WHAT IS BEING ASKED> Return each line holding the string "code".

PROVIDED DATA>
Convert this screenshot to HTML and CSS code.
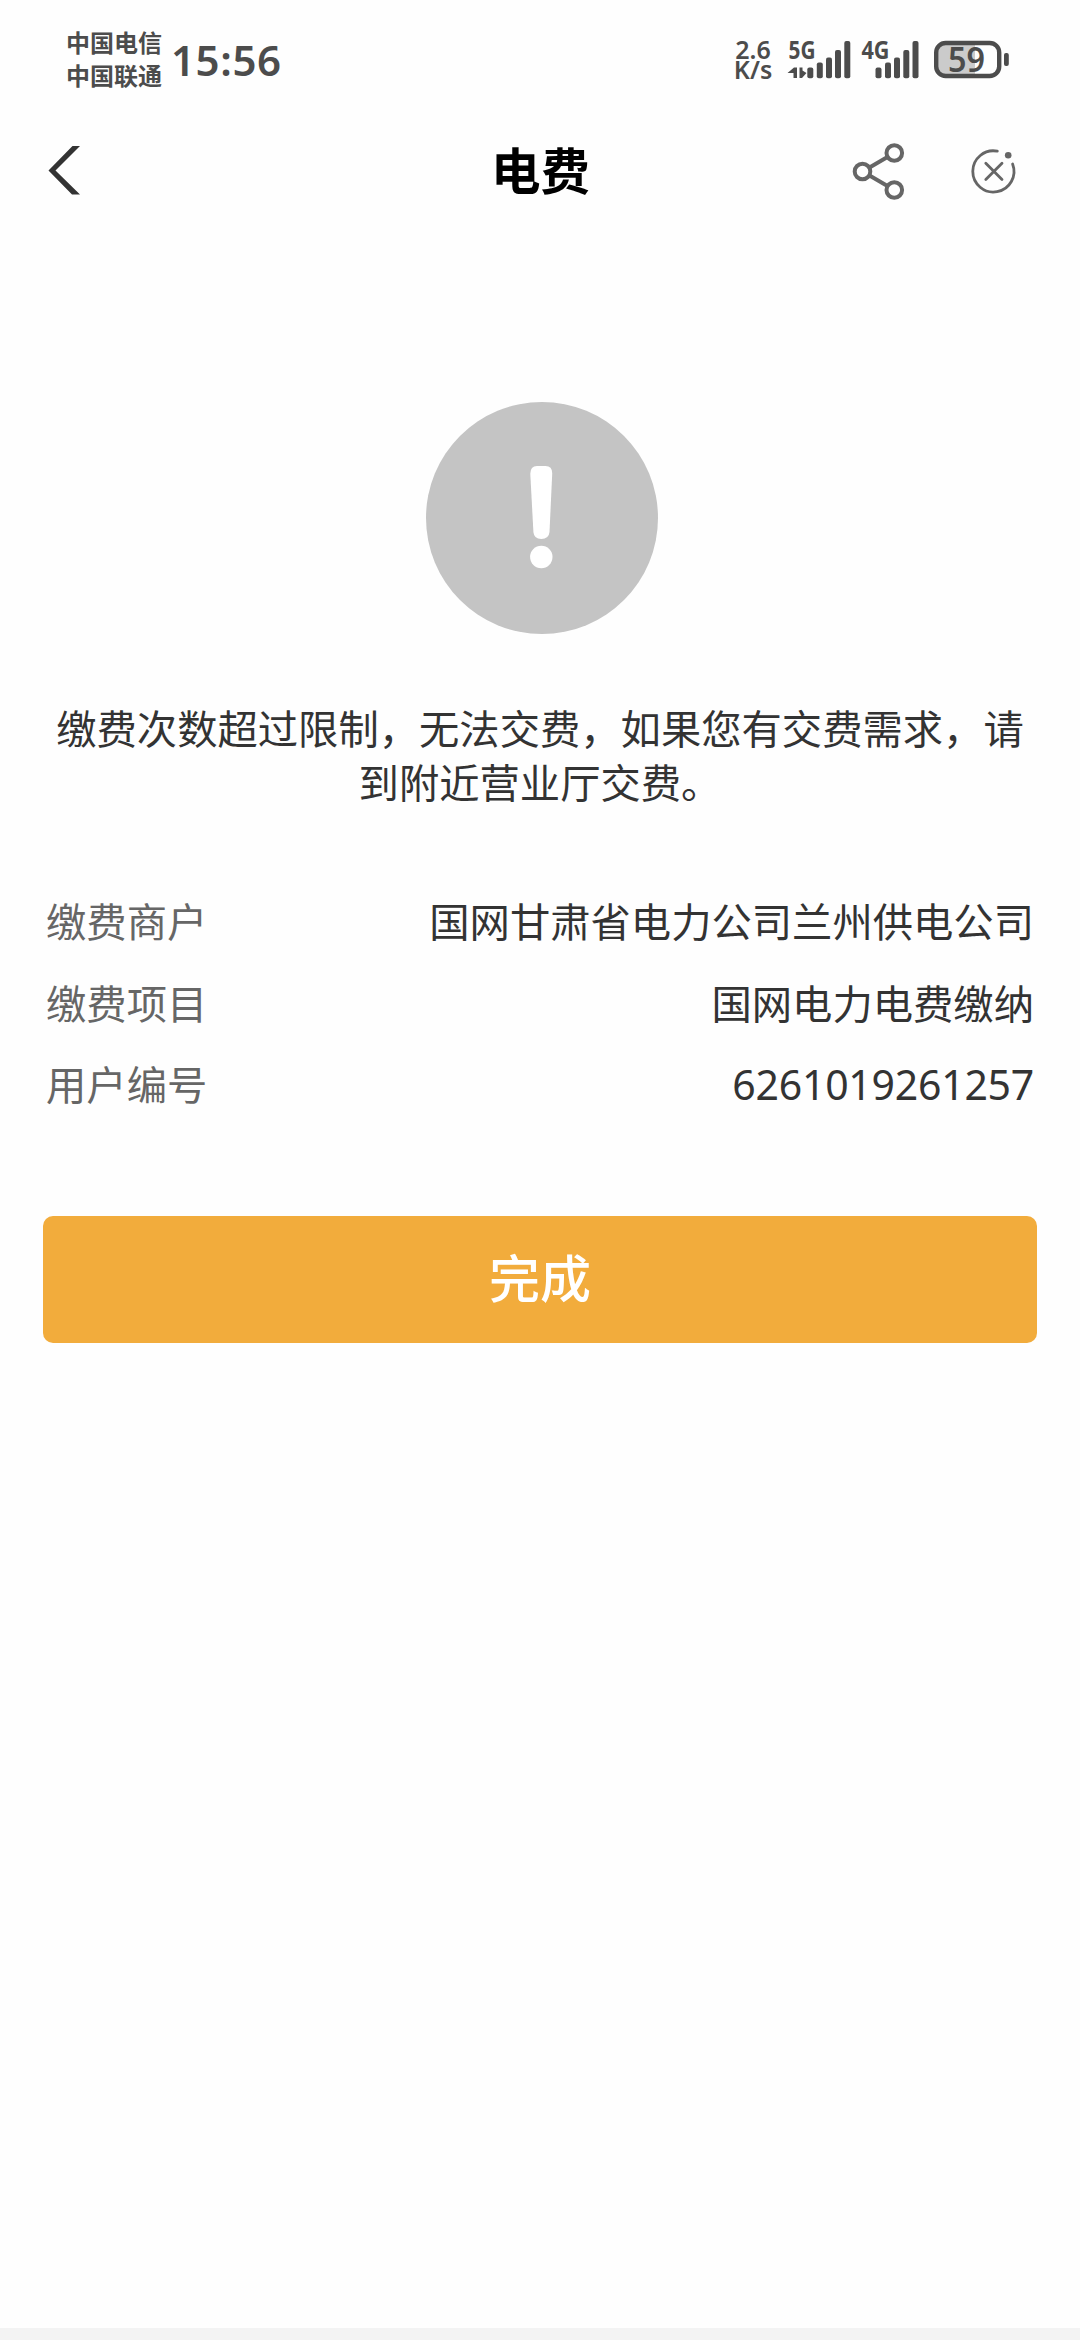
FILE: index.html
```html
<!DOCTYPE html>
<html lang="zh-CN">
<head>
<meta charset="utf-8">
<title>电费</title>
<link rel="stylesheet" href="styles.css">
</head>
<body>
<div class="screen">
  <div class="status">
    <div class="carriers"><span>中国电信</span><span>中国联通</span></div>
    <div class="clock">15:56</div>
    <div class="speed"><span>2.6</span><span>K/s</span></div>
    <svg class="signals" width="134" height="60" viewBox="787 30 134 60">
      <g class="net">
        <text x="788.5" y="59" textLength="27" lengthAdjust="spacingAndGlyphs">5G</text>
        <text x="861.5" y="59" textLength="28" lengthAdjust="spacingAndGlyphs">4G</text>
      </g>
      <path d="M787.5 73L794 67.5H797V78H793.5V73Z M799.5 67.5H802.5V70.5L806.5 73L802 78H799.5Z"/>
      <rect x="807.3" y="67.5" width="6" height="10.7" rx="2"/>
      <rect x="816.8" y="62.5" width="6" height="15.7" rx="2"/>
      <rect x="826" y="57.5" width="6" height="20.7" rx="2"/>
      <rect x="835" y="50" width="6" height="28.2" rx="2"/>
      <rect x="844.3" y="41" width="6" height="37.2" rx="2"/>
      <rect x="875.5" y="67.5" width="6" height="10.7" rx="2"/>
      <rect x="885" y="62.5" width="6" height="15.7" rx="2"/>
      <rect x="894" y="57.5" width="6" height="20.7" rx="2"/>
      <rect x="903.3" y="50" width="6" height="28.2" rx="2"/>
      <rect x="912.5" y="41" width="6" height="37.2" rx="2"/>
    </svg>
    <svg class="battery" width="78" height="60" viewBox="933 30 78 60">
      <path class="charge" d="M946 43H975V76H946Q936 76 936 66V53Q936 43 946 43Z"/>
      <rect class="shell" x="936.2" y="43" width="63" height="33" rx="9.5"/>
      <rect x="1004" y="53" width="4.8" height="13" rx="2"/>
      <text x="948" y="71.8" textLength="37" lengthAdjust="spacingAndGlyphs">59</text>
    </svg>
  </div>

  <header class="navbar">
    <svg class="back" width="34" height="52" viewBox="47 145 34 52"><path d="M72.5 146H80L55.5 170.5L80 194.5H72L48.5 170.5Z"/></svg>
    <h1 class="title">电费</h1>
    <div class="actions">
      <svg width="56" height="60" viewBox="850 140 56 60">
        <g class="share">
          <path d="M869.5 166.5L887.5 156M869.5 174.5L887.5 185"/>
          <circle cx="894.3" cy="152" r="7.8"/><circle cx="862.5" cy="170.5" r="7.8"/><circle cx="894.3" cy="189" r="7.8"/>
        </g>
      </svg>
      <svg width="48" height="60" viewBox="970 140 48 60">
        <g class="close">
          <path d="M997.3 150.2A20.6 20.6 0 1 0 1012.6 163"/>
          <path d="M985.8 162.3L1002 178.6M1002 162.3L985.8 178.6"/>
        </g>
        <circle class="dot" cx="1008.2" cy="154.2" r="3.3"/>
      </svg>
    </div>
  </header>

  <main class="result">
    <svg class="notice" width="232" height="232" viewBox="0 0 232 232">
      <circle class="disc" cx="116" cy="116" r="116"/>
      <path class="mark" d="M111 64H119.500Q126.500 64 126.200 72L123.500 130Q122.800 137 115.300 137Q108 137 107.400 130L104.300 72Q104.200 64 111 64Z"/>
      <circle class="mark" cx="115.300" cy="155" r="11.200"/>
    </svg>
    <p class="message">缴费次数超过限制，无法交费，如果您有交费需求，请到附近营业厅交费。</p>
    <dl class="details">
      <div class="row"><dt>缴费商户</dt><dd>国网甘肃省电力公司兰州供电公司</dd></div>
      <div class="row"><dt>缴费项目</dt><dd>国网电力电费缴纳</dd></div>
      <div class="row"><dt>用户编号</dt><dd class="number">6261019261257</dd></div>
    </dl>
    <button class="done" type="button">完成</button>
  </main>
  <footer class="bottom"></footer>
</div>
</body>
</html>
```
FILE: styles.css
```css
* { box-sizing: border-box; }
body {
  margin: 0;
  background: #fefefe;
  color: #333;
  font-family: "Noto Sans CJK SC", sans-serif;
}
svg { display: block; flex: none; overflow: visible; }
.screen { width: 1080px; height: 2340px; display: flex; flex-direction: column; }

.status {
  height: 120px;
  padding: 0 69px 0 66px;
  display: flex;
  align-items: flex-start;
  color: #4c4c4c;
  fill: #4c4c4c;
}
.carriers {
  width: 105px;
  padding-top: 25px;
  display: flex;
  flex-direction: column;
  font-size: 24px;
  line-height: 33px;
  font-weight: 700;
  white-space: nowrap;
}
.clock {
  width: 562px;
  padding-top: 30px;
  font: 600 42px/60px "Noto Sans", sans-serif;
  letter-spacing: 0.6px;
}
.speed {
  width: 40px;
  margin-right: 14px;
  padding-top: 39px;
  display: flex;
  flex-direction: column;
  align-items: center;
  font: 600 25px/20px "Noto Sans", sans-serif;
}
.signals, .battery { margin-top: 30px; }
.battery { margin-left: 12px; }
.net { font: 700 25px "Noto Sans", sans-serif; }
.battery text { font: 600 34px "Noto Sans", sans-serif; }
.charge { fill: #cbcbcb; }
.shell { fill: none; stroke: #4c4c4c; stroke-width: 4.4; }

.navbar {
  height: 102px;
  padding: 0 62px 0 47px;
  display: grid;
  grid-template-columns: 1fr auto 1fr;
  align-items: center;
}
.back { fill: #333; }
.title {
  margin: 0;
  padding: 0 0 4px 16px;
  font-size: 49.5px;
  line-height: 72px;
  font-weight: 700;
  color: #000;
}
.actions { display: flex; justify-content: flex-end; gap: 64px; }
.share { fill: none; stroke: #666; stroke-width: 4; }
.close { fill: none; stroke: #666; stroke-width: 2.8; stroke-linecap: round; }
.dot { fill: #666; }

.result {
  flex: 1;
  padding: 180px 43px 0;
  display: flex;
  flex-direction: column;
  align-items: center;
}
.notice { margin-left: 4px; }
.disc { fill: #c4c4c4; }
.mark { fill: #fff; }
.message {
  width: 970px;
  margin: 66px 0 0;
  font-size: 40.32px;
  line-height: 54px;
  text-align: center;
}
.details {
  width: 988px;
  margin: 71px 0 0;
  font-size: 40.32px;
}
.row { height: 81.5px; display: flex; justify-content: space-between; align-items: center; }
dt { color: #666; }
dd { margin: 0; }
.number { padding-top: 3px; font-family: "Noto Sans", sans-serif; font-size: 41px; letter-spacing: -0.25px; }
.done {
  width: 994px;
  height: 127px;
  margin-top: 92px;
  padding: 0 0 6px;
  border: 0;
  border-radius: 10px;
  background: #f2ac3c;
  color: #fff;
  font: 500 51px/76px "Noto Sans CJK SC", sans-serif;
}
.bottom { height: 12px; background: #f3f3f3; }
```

--

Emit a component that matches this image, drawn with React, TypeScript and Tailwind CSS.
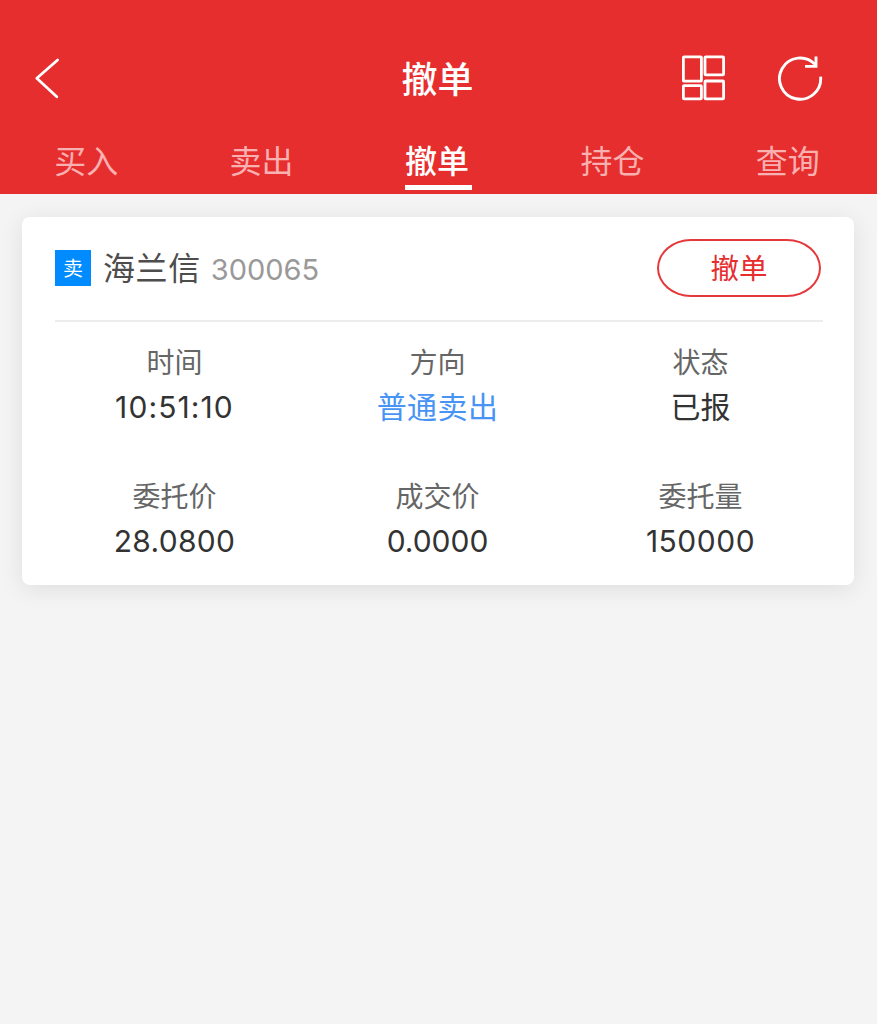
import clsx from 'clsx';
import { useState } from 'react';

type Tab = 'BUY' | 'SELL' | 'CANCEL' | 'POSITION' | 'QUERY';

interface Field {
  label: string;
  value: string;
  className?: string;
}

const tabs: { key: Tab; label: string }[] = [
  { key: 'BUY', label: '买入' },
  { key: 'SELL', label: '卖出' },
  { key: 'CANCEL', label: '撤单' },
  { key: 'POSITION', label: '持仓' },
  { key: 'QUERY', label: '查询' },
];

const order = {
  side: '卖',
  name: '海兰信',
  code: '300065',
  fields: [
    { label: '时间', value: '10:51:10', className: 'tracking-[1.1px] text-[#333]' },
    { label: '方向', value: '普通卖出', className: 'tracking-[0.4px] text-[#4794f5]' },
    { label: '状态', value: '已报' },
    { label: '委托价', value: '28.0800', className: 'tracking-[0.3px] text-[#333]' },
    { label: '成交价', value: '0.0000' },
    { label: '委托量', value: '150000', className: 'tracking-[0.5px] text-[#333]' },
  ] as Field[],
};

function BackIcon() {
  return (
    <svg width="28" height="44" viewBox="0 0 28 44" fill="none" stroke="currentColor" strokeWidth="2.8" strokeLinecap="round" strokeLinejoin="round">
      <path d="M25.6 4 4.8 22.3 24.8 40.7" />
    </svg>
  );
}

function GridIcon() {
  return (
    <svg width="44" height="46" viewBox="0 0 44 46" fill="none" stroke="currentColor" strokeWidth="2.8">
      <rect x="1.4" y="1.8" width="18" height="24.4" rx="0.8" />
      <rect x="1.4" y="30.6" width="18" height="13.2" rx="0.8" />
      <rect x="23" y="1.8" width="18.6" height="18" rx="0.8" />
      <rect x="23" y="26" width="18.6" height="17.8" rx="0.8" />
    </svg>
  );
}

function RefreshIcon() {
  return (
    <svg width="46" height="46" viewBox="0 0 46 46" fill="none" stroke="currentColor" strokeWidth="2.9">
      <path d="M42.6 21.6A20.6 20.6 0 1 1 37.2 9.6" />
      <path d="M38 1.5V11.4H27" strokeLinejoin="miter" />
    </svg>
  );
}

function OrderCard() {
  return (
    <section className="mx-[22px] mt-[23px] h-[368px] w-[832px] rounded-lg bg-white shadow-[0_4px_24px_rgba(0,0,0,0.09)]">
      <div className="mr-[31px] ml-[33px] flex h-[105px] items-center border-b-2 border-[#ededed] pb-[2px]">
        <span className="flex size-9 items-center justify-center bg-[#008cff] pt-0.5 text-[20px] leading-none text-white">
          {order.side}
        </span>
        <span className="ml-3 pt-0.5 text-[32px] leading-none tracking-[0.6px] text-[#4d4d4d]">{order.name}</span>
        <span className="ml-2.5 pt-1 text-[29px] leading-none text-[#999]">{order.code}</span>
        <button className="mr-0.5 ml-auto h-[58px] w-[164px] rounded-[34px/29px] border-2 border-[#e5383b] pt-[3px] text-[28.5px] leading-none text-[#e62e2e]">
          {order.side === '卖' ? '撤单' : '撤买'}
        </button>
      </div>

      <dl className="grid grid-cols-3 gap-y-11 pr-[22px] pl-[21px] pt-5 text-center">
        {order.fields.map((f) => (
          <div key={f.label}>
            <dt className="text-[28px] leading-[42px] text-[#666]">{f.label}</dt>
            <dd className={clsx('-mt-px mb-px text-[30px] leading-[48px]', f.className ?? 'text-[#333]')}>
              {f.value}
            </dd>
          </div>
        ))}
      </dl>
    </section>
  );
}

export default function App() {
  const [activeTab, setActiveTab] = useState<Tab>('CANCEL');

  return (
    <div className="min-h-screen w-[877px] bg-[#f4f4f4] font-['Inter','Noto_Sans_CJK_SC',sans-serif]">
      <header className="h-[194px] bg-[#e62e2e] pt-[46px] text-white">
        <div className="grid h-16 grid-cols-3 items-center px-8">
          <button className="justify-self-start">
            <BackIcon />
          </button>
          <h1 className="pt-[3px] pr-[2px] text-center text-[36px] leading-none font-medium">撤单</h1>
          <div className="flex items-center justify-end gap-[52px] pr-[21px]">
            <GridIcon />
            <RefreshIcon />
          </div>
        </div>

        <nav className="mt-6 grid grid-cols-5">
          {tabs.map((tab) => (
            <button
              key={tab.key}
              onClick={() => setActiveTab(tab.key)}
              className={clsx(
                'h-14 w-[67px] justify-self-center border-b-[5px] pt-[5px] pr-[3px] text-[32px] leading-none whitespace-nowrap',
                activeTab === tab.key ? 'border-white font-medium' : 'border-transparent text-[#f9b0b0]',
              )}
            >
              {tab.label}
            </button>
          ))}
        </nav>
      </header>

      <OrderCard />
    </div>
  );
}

OUTPUT OF THE TASK>
Convert this screenshot to HTML and CSS code.
  code: '300065',
        <span className="ml-2.5 pt-1 text-[29px] leading-none text-[#999]">{order.code}</span>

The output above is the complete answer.